The Investor’s Historical Reality: Inflation and Real Returns#

Understanding the true growth of wealth over time requires looking past nominal returns and confronting two persistent forces: inflation and volatility. Robert Shiller’s historical database offers a clean lens into both, reminding us that time horizon and purchasing power are the real scorecard of long-term investing.

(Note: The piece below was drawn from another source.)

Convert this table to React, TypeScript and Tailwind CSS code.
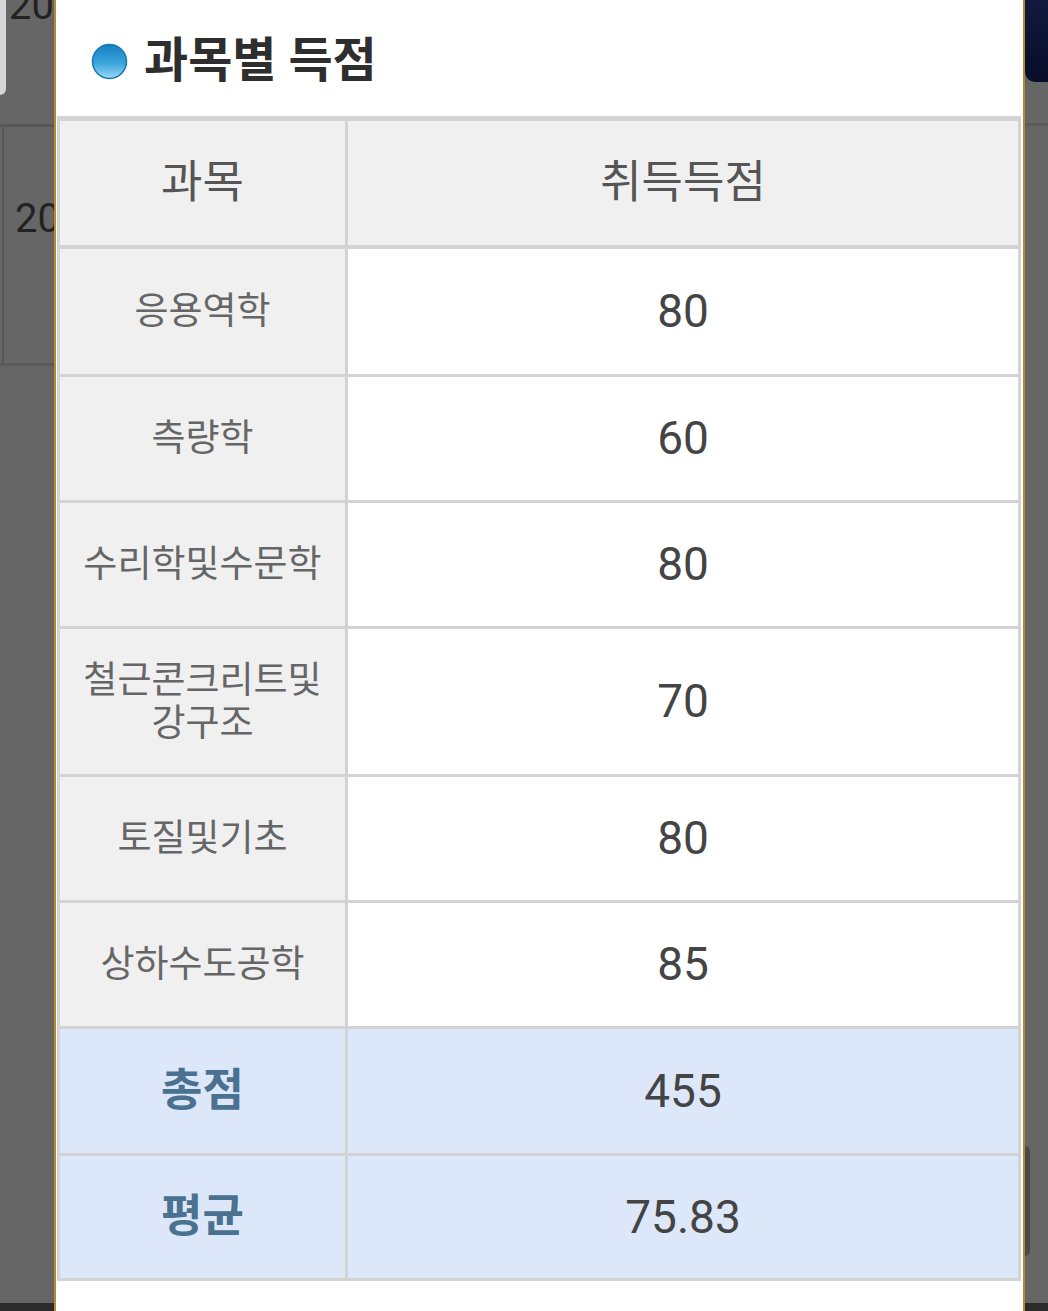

This first astounding fact is how quickly purchasing power erodes. Instead of tracking investment growth, it compounds the Consumer Price Index (CPI) by anchoring the cost of a standard basket of goods at $1 in January 1871. The curve climbs relentlessly for 150 years until the same basket costs more than $25 today—the steep slope illustrates inflation’s compounding bite. If CPI is a reasonable proxy for household expenses, the dollar you hold now buys only a sliver of what it once did. Double-digit inflation decades like the 1910s, 1940s, and 1970s appear as sharp inflections, but even the “quiet” stretches keep ratcheting costs higher. This becomes the investor’s baseline hurdle: any portfolio that fails to outrun that CPI line is destroying real wealth, no matter how positive the nominal statements appear. The chart reframes success as maintaining or expanding purchasing power, not merely posting green numbers.

Tackling the challenge to outperform the CPI curve head-on by comparing the 10-year, inflation-adjusted performance of two popular asset classes: S&P 500 equities (as a proxy for the US stock market) and high-quality bonds. Each point on the lines shows the compounded yearly profit an investor earned over the prior decade after subtracting CPI inflation. The stock line (orange) whips higher and lower, with stretches where it breaks below the 0% line, in times like the Great Depression, the 1970s energy crisis, and the Global Financial Crisis. Those dips mark decades when even disciplined equity investors lost purchasing power. The bond line (green) is calmer but often hugs or dips under zero, reflecting how modest coupons frequently failed to offset inflation, especially during rate-suppressed eras. The actual annualized rate of inflation is shown as a light blue line. This series spotlights the equity risk premium as the historical cost of real growth. Accepting stock volatility has been the trade-off for beating inflation over the rolling decades of the last century and a half. Bonds are useful for stability, cash-flow needs, and tactical flexibility, but the relative time periods where the green line turns negative underline the danger of leaning only on fixed income when inflation accelerates.

For long-term investors, the objective is not merely “getting a return.” It is staying ahead of the CPI curve from the first chart. The second chart confirms that embracing cyclical swings—especially through diversified equity exposure—has historically offered the best shot at compounding real wealth. Inflation is always marching; the only question is whether your strategy marches faster.